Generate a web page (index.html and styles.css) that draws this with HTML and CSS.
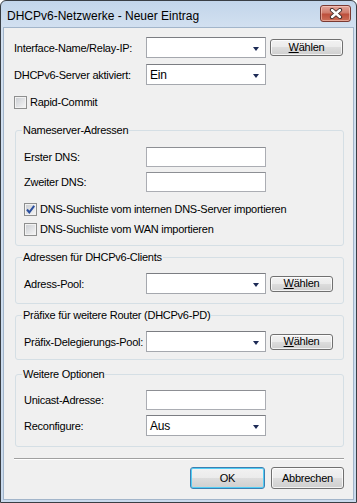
FILE: index.html
```html
<!DOCTYPE html>
<html>
<head>
  <title>DHCPv6-Netzwerke - Neuer Eintrag</title>
  <meta name="viewport" content="width=device-width, initial-scale=1.0">
  <link rel="stylesheet" href="styles.css">
</head>
<body>
  <div class="window">
    <div class="titlebar">
      <span class="title">DHCPv6-Netzwerke - Neuer Eintrag</span>
      <span class="close">
        <svg width="14" height="11" viewBox="0 0 14 11">
          <path d="M3 2 L11 9 M11 2 L3 9" stroke="#3b2a28" stroke-width="4.2" stroke-linecap="round"/>
          <path d="M3 2 L11 9 M11 2 L3 9" stroke="#ffffff" stroke-width="2.4" stroke-linecap="round"/>
        </svg>
      </span>
    </div>

    <div class="client">
      <div class="top-fields">
        <div class="field">
          <span class="label label-wide">Interface-Name/Relay-IP:</span>
          <div class="combo"><span class="value"></span><span class="arrow"></span></div>
          <button class="btn btn-pick"><u>W</u>ählen</button>
        </div>
        <div class="field">
          <span class="label label-wide">DHCPv6-Server aktiviert:</span>
          <div class="combo"><span class="value">Ein</span><span class="arrow"></span></div>
        </div>
      </div>

      <label class="check check-top"><span class="box"></span>Rapid-Commit</label>

      <fieldset class="group group-dns">
        <legend>Nameserver-Adressen</legend>
        <div class="group-fields">
          <div class="field field-edit">
            <span class="label">Erster DNS:</span>
            <div class="edit"></div>
          </div>
          <div class="field field-edit">
            <span class="label">Zweiter DNS:</span>
            <div class="edit"></div>
          </div>
        </div>
        <div class="checks">
          <label class="check"><span class="box box-checked"><svg width="11" height="11" viewBox="0 0 11 11"><path d="M2 5.5 L4.3 8.3 L9.2 1.8" fill="none" stroke="#2b4f9e" stroke-width="2"/></svg></span>DNS-Suchliste vom internen DNS-Server importieren</label>
          <label class="check"><span class="box"></span>DNS-Suchliste vom WAN importieren</label>
        </div>
      </fieldset>

      <fieldset class="group group-clients">
        <legend>Adressen für DHCPv6-Clients</legend>
        <div class="field">
          <span class="label">Adress-Pool:</span>
          <div class="combo"><span class="value"></span><span class="arrow"></span></div>
          <button class="btn btn-pick btn-small"><u>W</u>ählen</button>
        </div>
      </fieldset>

      <fieldset class="group group-pd">
        <legend>Präfixe für weitere Router (DHCPv6-PD)</legend>
        <div class="field">
          <span class="label">Präfix-Delegierungs-Pool:</span>
          <div class="combo"><span class="value"></span><span class="arrow"></span></div>
          <button class="btn btn-pick btn-small"><u>W</u>ählen</button>
        </div>
      </fieldset>

      <fieldset class="group group-more">
        <legend>Weitere Optionen</legend>
        <div class="group-fields">
          <div class="field field-edit">
            <span class="label">Unicast-Adresse:</span>
            <div class="edit"></div>
          </div>
          <div class="field">
            <span class="label">Reconfigure:</span>
            <div class="combo"><span class="value">Aus</span><span class="arrow"></span></div>
          </div>
        </div>
      </fieldset>

      <div class="separator"></div>

      <div class="footer">
        <button class="btn btn-ok">OK</button>
        <button class="btn btn-cancel">Abbrechen</button>
      </div>
    </div>
  </div>
</body>
</html>
```

FILE: styles.css
```css
body {
  margin: 0;
  font-family: "Liberation Sans", Arial, sans-serif;
  font-size: 11px;
  letter-spacing: -0.25px;
  color: #000;
  background: #ffffff;
}
.window {
  width: 357px;
  height: 503px;
  box-sizing: border-box;
  border: 1px solid #393e44;
  border-radius: 6px 6px 0 0;
  background: linear-gradient(#c2d5ea, #d2e0f0 26px, #c9daed);
  padding: 0 2px 2px;
  display: flex;
  flex-direction: column;
}
.titlebar {
  height: 26px;
  display: flex;
  justify-content: space-between;
  align-items: flex-start;
  padding-left: 4px;
}
.title {
  font-size: 12px;
  letter-spacing: 0;
  line-height: 14px;
  margin-top: 8px;
  color: #000;
}
.close {
  width: 31px;
  height: 17px;
  box-sizing: border-box;
  margin-top: 4px;
  margin-right: 3px;
  border: 1px solid #7a3a33;
  border-radius: 3px;
  background: linear-gradient(#e3a59a, #cf7c6c 45%, #bd4f3c 55%, #cc6f58);
  box-shadow: inset 0 0 0 1px rgba(255, 220, 210, 0.5);
  display: flex;
  justify-content: center;
  align-items: center;
}
.client {
  flex: 1;
  background: #f0f0f0;
  border: 1px solid #a2b5ca;
  padding: 9px 9px 9px 10px;
  display: flex;
  flex-direction: column;
}
.top-fields {
  display: flex;
  flex-direction: column;
  gap: 6px;
}
.field {
  display: flex;
  align-items: center;
  height: 21px;
}
.field-edit {
  height: 20px;
}
.label {
  width: 122px;
  line-height: 14px;
  white-space: nowrap;
}
.label-wide {
  width: 132px;
}
.combo {
  width: 120px;
  height: 21px;
  box-sizing: border-box;
  background: #fff;
  border: 1px solid #a5a8ae;
  border-top-color: #7b7d82;
  padding: 0 6px 0 3px;
  display: flex;
  align-items: center;
}
.value {
  flex: 1;
  font-size: 12px;
  line-height: 14px;
  margin-top: 1px;
}
.arrow {
  width: 0;
  height: 0;
  margin-top: 3px;
  border-left: 3.5px solid transparent;
  border-right: 3.5px solid transparent;
  border-top: 4px solid #1c2a55;
}
.edit {
  width: 120px;
  height: 20px;
  box-sizing: border-box;
  background: #fff;
  border: 1px solid #abadb3;
  border-top-color: #8d8f94;
}
.btn {
  font-family: inherit;
  font-size: 11px;
  letter-spacing: -0.25px;
  color: #000;
  height: 17px;
  box-sizing: border-box;
  padding: 0;
  border: 1px solid #707070;
  border-radius: 3px;
  background: linear-gradient(#f2f2f2, #ebebeb 50%, #dddddd 50%, #cfcfcf);
  box-shadow: inset 0 0 0 1px rgba(255, 255, 255, 0.75);
  line-height: 13px;
}
.btn-pick {
  width: 73px;
  margin-left: 4px;
}
.btn-small {
  width: 63px;
  height: 16px;
}
.check {
  display: flex;
  align-items: center;
  height: 20px;
  gap: 3px;
  line-height: 14px;
}
.check-top {
  margin-top: 7px;
}
.box {
  width: 13px;
  height: 13px;
  box-sizing: border-box;
  border: 1px solid #8e8f8f;
  background: linear-gradient(135deg, #c9ccd1, #f7f7f7);
  box-shadow: inset 0 0 0 1px #f2f2f2;
  display: flex;
  align-items: center;
  justify-content: center;
}
.group {
  margin: 0 0 0 1px;
  padding: 10px 8px 6px 8px;
  border: 1px solid #d5dfe5;
  border-radius: 3px;
  min-width: 0;
}
.group legend {
  padding: 0 1px;
  margin-left: -2px;
  line-height: 14px;
}
.group-dns {
  margin-top: 11px;
}
.group-clients {
  margin-top: 4px;
  padding-top: 9px;
  padding-bottom: 9px;
}
.group-pd {
  margin-top: 4px;
  padding-top: 9px;
  padding-bottom: 7px;
}
.group-more {
  margin-top: 7px;
  padding-top: 9px;
  padding-bottom: 10px;
}
.group-fields {
  display: flex;
  flex-direction: column;
  gap: 5px;
}
.checks {
  margin-top: 7px;
}
.separator {
  margin-top: 11px;
  border-top: 1px solid #a0a0a0;
  border-bottom: 1px solid #ffffff;
}
.footer {
  margin-top: 7px;
  display: flex;
  justify-content: flex-end;
  gap: 6px;
}
.btn-ok {
  width: 75px;
  height: 22px;
  border-color: #3c7fb1;
  box-shadow: inset 0 0 0 1px #52cdf5;
}
.btn-cancel {
  width: 73px;
  height: 22px;
}
```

● ● ● ● ● ● ●

TASK STATEMENT:
List the lines of the material in which the word "index" occurs.

RESULT OF THE EXERCISE:
Generate a web page (index.html and styles.css) that draws this with HTML and CSS.
FILE: index.html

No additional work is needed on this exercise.